A run of records:
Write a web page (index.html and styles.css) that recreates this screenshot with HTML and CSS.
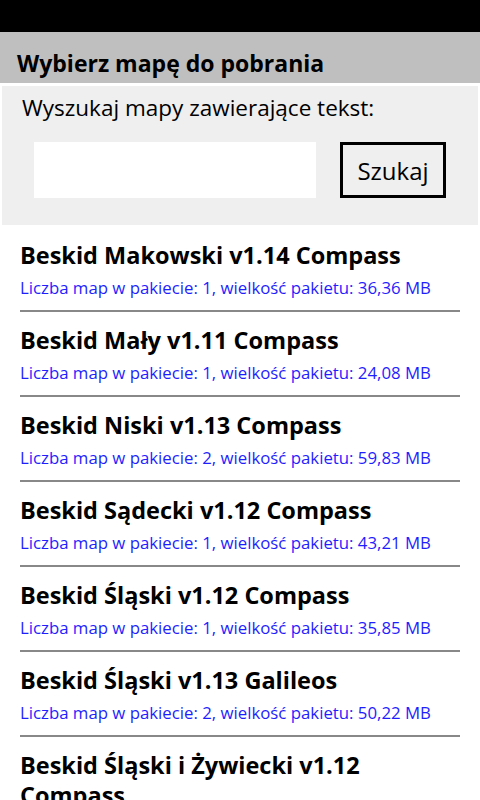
FILE: index.html
```html
<!DOCTYPE html>
<html lang="pl">
<head>
<meta charset="utf-8">
<title>Wybierz mapę</title>
<link rel="stylesheet" href="styles.css">
</head>
<body>
<div class="status"></div>
<div class="header">Wybierz mapę do pobrania</div>
<div class="search">
  <div class="search-label">Wyszukaj mapy zawierające tekst:</div>
  <div class="search-row">
    <div class="input"></div>
    <div class="button">Szukaj</div>
  </div>
</div>
<ul class="list">
  <li class="item"><div class="name">Beskid Makowski v1.14 Compass</div><div class="info">Liczba map w pakiecie: 1, wielkość pakietu: 36,36 MB</div></li>
  <li class="item"><div class="name">Beskid Mały v1.11 Compass</div><div class="info">Liczba map w pakiecie: 1, wielkość pakietu: 24,08 MB</div></li>
  <li class="item"><div class="name">Beskid Niski v1.13 Compass</div><div class="info">Liczba map w pakiecie: 2, wielkość pakietu: 59,83 MB</div></li>
  <li class="item"><div class="name">Beskid Sądecki v1.12 Compass</div><div class="info">Liczba map w pakiecie: 1, wielkość pakietu: 43,21 MB</div></li>
  <li class="item"><div class="name">Beskid Śląski v1.12 Compass</div><div class="info">Liczba map w pakiecie: 1, wielkość pakietu: 35,85 MB</div></li>
  <li class="item"><div class="name">Beskid Śląski v1.13 Galileos</div><div class="info">Liczba map w pakiecie: 2, wielkość pakietu: 50,22 MB</div></li>
  <li class="item"><div class="name">Beskid Śląski i Żywiecki v1.12 Compass</div><div class="info">Liczba map w pakiecie: 1, wielkość pakietu: 40,00 MB</div></li>
</ul>
</body>
</html>
```
FILE: styles.css
```css
html, body {
  margin: 0;
  padding: 0;
  background: #ffffff;
  height: 800px;
  overflow: hidden;
}
body {
  font-family: "Open Sans", "Noto Sans", sans-serif;
  color: #000;
}
.status {
  height: 32px;
  background: #000;
}
.header {
  height: 51px;
  background: #bfbfbf;
  box-sizing: border-box;
  padding: 16px 0 0 17px;
  font-size: 23px;
  font-weight: 700;
  line-height: 30px;
}
.search {
  margin: 3px 2px 0 2px;
  height: 139px;
  background: #efefef;
  box-sizing: border-box;
  padding: 7px 0 0 20px;
}
.search-label {
  font-size: 22.5px;
  line-height: 30px;
}
.search-row {
  display: flex;
  margin-top: 19px;
  padding-left: 12px;
  gap: 24px;
}
.input {
  width: 282px;
  height: 56px;
  background: #fff;
}
.button {
  width: 106px;
  height: 56px;
  box-sizing: border-box;
  border: 3px solid #000;
  display: flex;
  align-items: center;
  justify-content: center;
  font-size: 24px;
}
.list {
  list-style: none;
  margin: 2px 20px 0 20px;
  padding: 0;
}
.item {
  padding: 13px 0 10px 0;
  border-bottom: 2px solid #888888;
}
.name {
  font-size: 23.5px;
  font-weight: 700;
  line-height: 30px;
}
.info {
  margin-top: 6px;
  font-size: 16.8px;
  line-height: 24px;
  color: #1e1eff;
}
```
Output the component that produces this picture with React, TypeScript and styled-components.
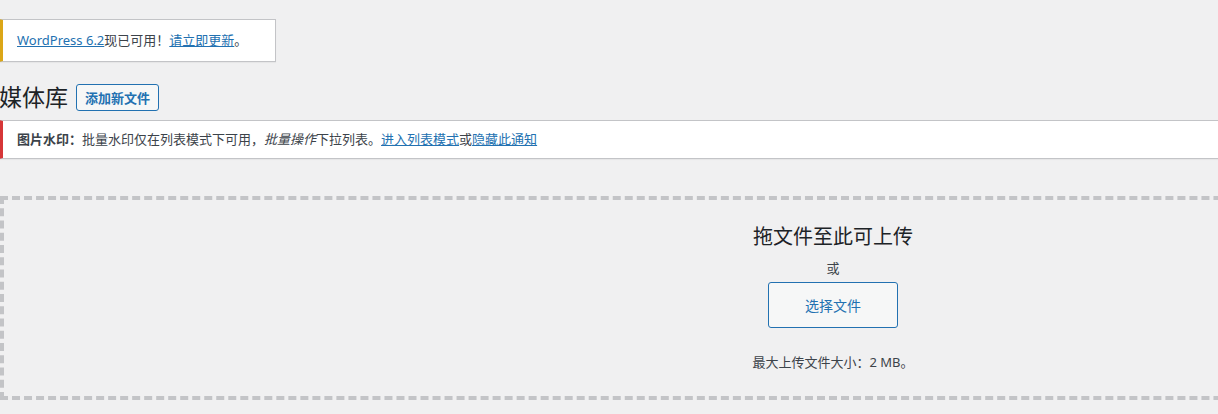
import React from "react";
import styled, { createGlobalStyle } from "styled-components";

const Global = createGlobalStyle`
  html, body {
    margin: 0;
    padding: 0;
    background: #f0f0f1;
    overflow: hidden;
  }
  body {
    font-family: "Segoe UI", "Noto Sans", "Noto Sans CJK SC", sans-serif;
    font-size: 13px;
    color: #3c434a;
    line-height: 1.4em;
  }
`;

const Wrap = styled.div`
  width: 1666px;
  display: flex;
  flex-direction: column;
  align-items: flex-start;
`;

const Notice = styled.div<{ $accent: string; $full?: boolean }>`
  box-sizing: border-box;
  margin-left: -1px;
  width: ${(p) => (p.$full ? "100%" : "fit-content")};
  background: #fff;
  border: 1px solid #c3c4c7;
  border-left: 4px solid ${(p) => p.$accent};
  box-shadow: 0 1px 1px rgba(0, 0, 0, 0.04);
  padding: 0 28px 0 14px;
  display: flex;
  align-items: center;
`;

const UpdateNotice = styled(Notice)`
  margin-top: 19px;
  height: 43px;
`;

const WatermarkNotice = styled(Notice)`
  margin-top: 9px;
  height: 39px;
`;

const Link = styled.a`
  color: #2271b1;
  text-decoration: underline;
`;

const Strong = styled.strong`
  font-weight: 600;
  color: #3c434a;
`;

const Em = styled.em`
  font-style: italic;
`;

const TitleRow = styled.div`
  margin-top: 22px;
  display: flex;
  align-items: center;
  gap: 8px;
  height: 27px;
`;

const Title = styled.h1`
  margin: 0;
  margin-left: -1px;
  font-size: 23px;
  font-weight: 400;
  line-height: 27px;
  color: #1d2327;
`;

const AddButton = styled.button`
  box-sizing: border-box;
  height: 27px;
  padding: 0 8px;
  border: 1px solid #2271b1;
  border-radius: 3px;
  background: #f6f7f7;
  color: #2271b1;
  font-family: inherit;
  font-size: 13px;
  font-weight: 600;
  cursor: pointer;
`;

const DropZone = styled.div`
  box-sizing: border-box;
  margin-top: 37px;
  width: 100%;
  height: 204px;
  border: 4px dashed #c3c4c7;
  display: flex;
  flex-direction: column;
  align-items: center;
  padding-top: 23px;
`;

const DropTitle = styled.h2`
  margin: 0;
  font-size: 20px;
  font-weight: 400;
  line-height: 28px;
  color: #1d2327;
`;

const Or = styled.p`
  margin: 7px 0 0;
  line-height: 20px;
  font-size: 13px;
`;

const SelectButton = styled.button`
  box-sizing: border-box;
  margin-top: 4px;
  width: 130px;
  height: 46px;
  border: 1px solid #2271b1;
  border-radius: 3px;
  background: #f6f7f7;
  color: #2271b1;
  font-family: inherit;
  font-size: 14px;
  cursor: pointer;
`;

const MaxSize = styled.p`
  margin: 24px 0 0;
  line-height: 20px;
  font-size: 13px;
`;

export default function App() {
  return (
    <>
      <Global />
      <Wrap>
        <UpdateNotice $accent="#dba617">
          <span>
            <Link href="#">WordPress 6.2</Link>现已可用！<Link href="#">请立即更新</Link>。
          </span>
        </UpdateNotice>
        <TitleRow>
          <Title>媒体库</Title>
          <AddButton>添加新文件</AddButton>
        </TitleRow>
        <WatermarkNotice $accent="#d63638" $full>
          <span>
            <Strong>图片水印：</Strong>批量水印仅在列表模式下可用，<Em>批量操作</Em>下拉列表。
            <Link href="#">进入列表模式</Link>或<Link href="#">隐藏此通知</Link>
          </span>
        </WatermarkNotice>
        <DropZone>
          <DropTitle>拖文件至此可上传</DropTitle>
          <Or>或</Or>
          <SelectButton>选择文件</SelectButton>
          <MaxSize>最大上传文件大小：2 MB。</MaxSize>
        </DropZone>
      </Wrap>
    </>
  );
}
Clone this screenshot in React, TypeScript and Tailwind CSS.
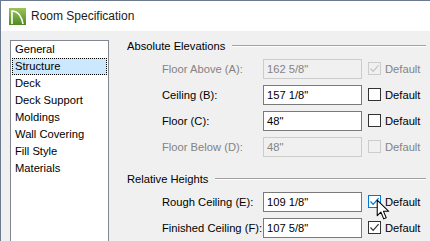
import React from 'react'

const font = { fontFamily: '"Segoe UI", "Liberation Sans", Arial, sans-serif' }

function Check({ checked, disabled, hover }: { checked?: boolean; disabled?: boolean; hover?: boolean }) {
  const border = disabled ? 'border-[#cccccc] bg-[#f0f0f0]' : hover ? 'border-[#0078d7] bg-white' : 'border-[#333333] bg-white'
  const stroke = disabled ? '#c4c4c4' : hover ? '#0078d7' : '#333333'
  return (
    <div className={`w-[13px] h-[13px] border ${border} flex items-center justify-center`}>
      {checked && (
        <svg width="11" height="11" viewBox="0 0 11 11">
          <path d="M1.5 5.5 L4.2 8.3 L9.6 2.2" fill="none" stroke={stroke} strokeWidth="1.2" />
        </svg>
      )}
    </div>
  )
}

function Row({
  label,
  value,
  disabled,
  checked,
  hover,
}: {
  label: string
  value: string
  disabled?: boolean
  checked?: boolean
  hover?: boolean
}) {
  const text = disabled ? 'text-[#838383]' : 'text-[#000000]'
  return (
    <div className="flex items-center h-[20px]">
      <div className={`w-[101px] whitespace-nowrap text-[11.2px] ${text}`}>{label}</div>
      <div
        className={`w-[99px] h-[20px] border flex items-center pl-[3px] text-[11.2px] whitespace-nowrap ${
          disabled ? 'border-[#cccccc] bg-[#f0f0f0] text-[#838383]' : 'border-[#7a7a7a] bg-white text-black'
        }`}
      >
        {value}
      </div>
      <div className="ml-[6px] flex items-center gap-[4px] relative">
        <Check checked={checked} disabled={disabled} hover={hover} />
        <span className={`text-[11.2px] ${text}`}>Default</span>
        {hover && (
          <svg className="absolute left-[8px] top-[5px]" width="15" height="23" viewBox="0 0 14 22">
            <path
              d="M1 1 L1 16 L4.5 12.5 L7.2 19 L9.6 18 L7 11.8 L12 11.8 Z"
              fill="#ffffff"
              stroke="#000000"
              strokeWidth="1"
              strokeLinejoin="round"
            />
          </svg>
        )}
      </div>
    </div>
  )
}

function Group({ title, children }: { title: string; children: React.ReactNode }) {
  return (
    <div>
      <div className="flex items-center h-[14px] pl-[18px] pr-[4px]">
        <span className="text-[11.2px] text-black whitespace-nowrap">{title}</span>
        <div className="flex-1 ml-[7px] border-t border-[#a0a0a0] border-b border-b-white" />
      </div>
      <div className="pl-[53px] flex flex-col gap-[6px] mt-[6px]">{children}</div>
    </div>
  )
}

export default function App() {
  const items = ['General', 'Structure', 'Deck', 'Deck Support', 'Moldings', 'Wall Covering', 'Fill Style', 'Materials']
  return (
    <div style={font} className="w-[430px] h-[241px] overflow-hidden border-l border-t border-[#6b7a8f] bg-[#f0f0f0]">
      <div className="h-[30px] bg-white flex items-center pl-[8px]">
        <svg width="17" height="17" viewBox="0 0 17 17">
          <defs>
            <linearGradient id="g" x1="0" y1="0" x2="0" y2="1">
              <stop offset="0" stopColor="#9ac45a" />
              <stop offset="1" stopColor="#4f8a22" />
            </linearGradient>
          </defs>
          <rect width="17" height="17" fill="url(#g)" />
          <path d="M3 16 L3 3 C9 3 13 9 14 16" fill="none" stroke="#ffffff" strokeWidth="1.6" />
        </svg>
        <span className="ml-[5px] text-[12px] text-[#1b1b1b]">Room Specification</span>
      </div>
      <div className="flex">
        <div className="ml-[9px] mt-[9px] w-[99px] h-[220px] border border-[#828790] bg-white px-[1px]">
          {items.map((it) => (
            <div
              key={it}
              className={`h-[17px] flex items-center text-[11.2px] text-black whitespace-nowrap ${
                it === 'Structure' ? 'bg-[#cce8ff] border border-dotted border-black pl-[2px]' : 'pl-[3px]'
              }`}
            >
              {it}
            </div>
          ))}
        </div>
        <div className="flex-1 pt-[8px]">
          <Group title="Absolute Elevations">
            <Row label="Floor Above (A):" value={'162 5/8"'} disabled checked />
            <Row label="Ceiling (B):" value={'157 1/8"'} />
            <Row label="Floor (C):" value={'48"'} />
            <Row label="Floor Below (D):" value={'48"'} disabled />
          </Group>
          <div className="mt-[15px]">
            <Group title="Relative Heights">
              <Row label="Rough Ceiling (E):" value={'109 1/8"'} checked hover />
              <Row label="Finished Ceiling (F):" value={'107 5/8"'} checked />
            </Group>
          </div>
        </div>
      </div>
    </div>
  )
}
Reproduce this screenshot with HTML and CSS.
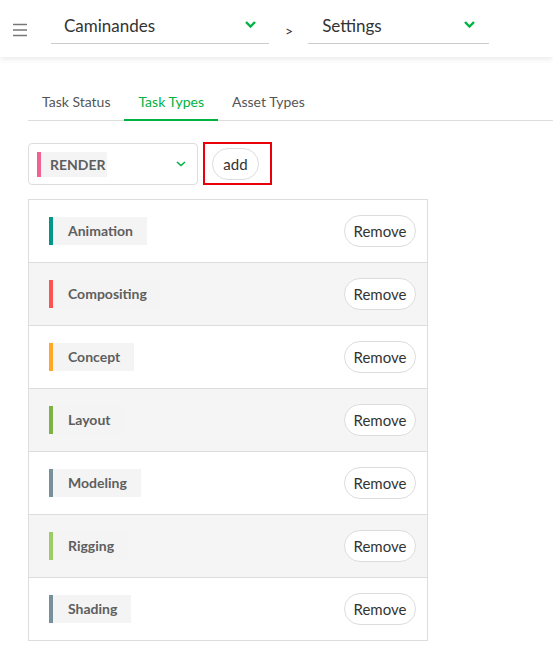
FILE: index.html
```html
<!DOCTYPE html>
<html>
<head>
<meta charset="utf-8">
<link rel="stylesheet" href="styles.css">
</head>
<body>
<header class="topbar">
  <div class="menu-icon">
    <svg width="14" height="14" viewBox="0 0 14 14"><path d="M0 1.5H14M0 7H14M0 12.5H14" stroke="#777" stroke-width="1.6" fill="none"/></svg>
  </div>
  <div class="nav-select nav-production">
    <span class="nav-text">Caminandes</span>
    <svg class="chev" width="11" height="7" viewBox="0 0 11 7"><path d="M1 1L5.5 5.5L10 1" stroke="#00b242" stroke-width="2.4" fill="none"/></svg>
  </div>
  <span class="nav-sep">&gt;</span>
  <div class="nav-select nav-section">
    <span class="nav-text">Settings</span>
    <svg class="chev" width="11" height="7" viewBox="0 0 11 7"><path d="M1 1L5.5 5.5L10 1" stroke="#00b242" stroke-width="2.4" fill="none"/></svg>
  </div>
</header>

<main class="page">
  <ul class="tabs">
    <li class="tab">Task Status</li>
    <li class="tab active">Task Types</li>
    <li class="tab">Asset Types</li>
  </ul>

  <div class="add-row">
    <div class="type-select">
      <span class="tag tag-render">RENDER</span>
      <svg class="chev-small" width="10" height="6" viewBox="0 0 10 6"><path d="M1 1L5 4.5L9 1" stroke="#00b242" stroke-width="1.6" fill="none"/></svg>
    </div>
    <div class="highlight">
      <button class="pill-btn add-btn">add</button>
    </div>
  </div>

  <div class="type-list">
    <div class="type-row"><span class="tag c-anim">Animation</span><button class="pill-btn remove-btn">Remove</button></div>
    <div class="type-row"><span class="tag c-comp">Compositing</span><button class="pill-btn remove-btn">Remove</button></div>
    <div class="type-row"><span class="tag c-concept">Concept</span><button class="pill-btn remove-btn">Remove</button></div>
    <div class="type-row"><span class="tag c-layout">Layout</span><button class="pill-btn remove-btn">Remove</button></div>
    <div class="type-row"><span class="tag c-model">Modeling</span><button class="pill-btn remove-btn">Remove</button></div>
    <div class="type-row"><span class="tag c-rig">Rigging</span><button class="pill-btn remove-btn">Remove</button></div>
    <div class="type-row"><span class="tag c-shade">Shading</span><button class="pill-btn remove-btn">Remove</button></div>
  </div>
</main>
</body>
</html>
```

FILE: styles.css
```css
* { box-sizing: border-box; }

body {
  margin: 0;
  font-family: Lato, "Open Sans", sans-serif;
  color: #333;
  background: #fff;
}

.topbar {
  height: 57px;
  display: flex;
  align-items: flex-start;
  padding: 9px 0 0 13px;
  box-shadow: 0 2px 6px rgba(0, 0, 0, 0.09);
}

.menu-icon {
  width: 14px;
  height: 14px;
  margin-top: 14px;
}
.menu-icon svg { display: block; }

.nav-select {
  height: 35px;
  border-bottom: 1px solid #ccc;
  display: flex;
  align-items: center;
  justify-content: space-between;
  padding: 0 13px 2px 13px;
}
.nav-production { width: 218px; margin-left: 24px; }
.nav-section { width: 181px; padding-left: 14px; padding-right: 14px; }

.nav-text {
  font-size: 17px;
  color: #333;
}

.chev { display: block; margin-top: -2px; }

.nav-sep {
  font-size: 14px;
  color: #333;
  margin: 13px 15px 0 16px;
}

.page {
  padding: 0 0 0 28px;
}

.tabs {
  list-style: none;
  margin: 35px 0 0 0;
  padding: 0;
  display: flex;
  border-bottom: 1px solid #ddd;
}

.tab {
  font-size: 14px;
  color: #555;
  padding: 0 14px 8px 14px;
  line-height: 19px;
}

.tab.active {
  color: #00b242;
  border-bottom: 2px solid #00b242;
  margin-bottom: -1px;
}

.add-row {
  display: flex;
  align-items: center;
  margin-top: 22px;
  gap: 5px;
}

.type-select {
  width: 170px;
  height: 42px;
  border: 1px solid #ddd;
  border-radius: 4px;
  display: flex;
  align-items: center;
  justify-content: space-between;
  padding: 0 11px 0 8px;
}

.chev-small { display: block; }

.highlight {
  border: 2px solid #e8000b;
  padding: 4px 11px 3px 7px;
  margin-top: -1px;
}

.pill-btn {
  font-family: Lato, "Open Sans", sans-serif;
  font-size: 15px;
  color: #333;
  background: #fff;
  border: 1px solid #ddd;
  border-radius: 16px;
  height: 32px;
  padding: 0;
  display: block;
}

.add-btn { width: 47px; }
.remove-btn { width: 72px; }

.tag {
  display: inline-block;
  font-weight: bold;
  font-size: 14px;
  color: #5e5e5e;
  background: #f4f4f4;
  border-left: 4px solid #999;
  height: 28px;
  line-height: 28px;
  padding: 0 14px 0 15px;
}

.tag-render {
  border-left-color: #f06292;
  height: 25px;
  line-height: 25px;
  padding: 0 9px 0 9px;
  width: 70px;
}

.type-list {
  margin-top: 14px;
  width: 400px;
  border: 1px solid #ddd;
}

.type-row {
  height: 63px;
  display: flex;
  align-items: center;
  justify-content: space-between;
  padding: 0 11px 0 20px;
  border-top: 1px solid #ddd;
}
.type-row:first-child { border-top: none; height: 62px; }
.type-row:nth-child(even) { background: #f5f5f5; }

.c-anim { border-left-color: #009688; }
.c-comp { border-left-color: #ff5252; }
.c-concept { border-left-color: #ffa726; }
.c-layout { border-left-color: #7cb342; }
.c-model { border-left-color: #78909c; }
.c-rig { border-left-color: #9ccc65; }
.c-shade { border-left-color: #78909c; }
```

- **Written problem**: Search the records for the string "this" and return every line in which it occurs.

- **Answer to the problem**:
Write a web page (index.html and styles.css) that recreates this screenshot with HTML and CSS.
Output the component that produces this picture with React, TypeScript and styled-components.
Clone this screenshot in React, TypeScript and Tailwind CSS.
Reproduce this screenshot with HTML and CSS.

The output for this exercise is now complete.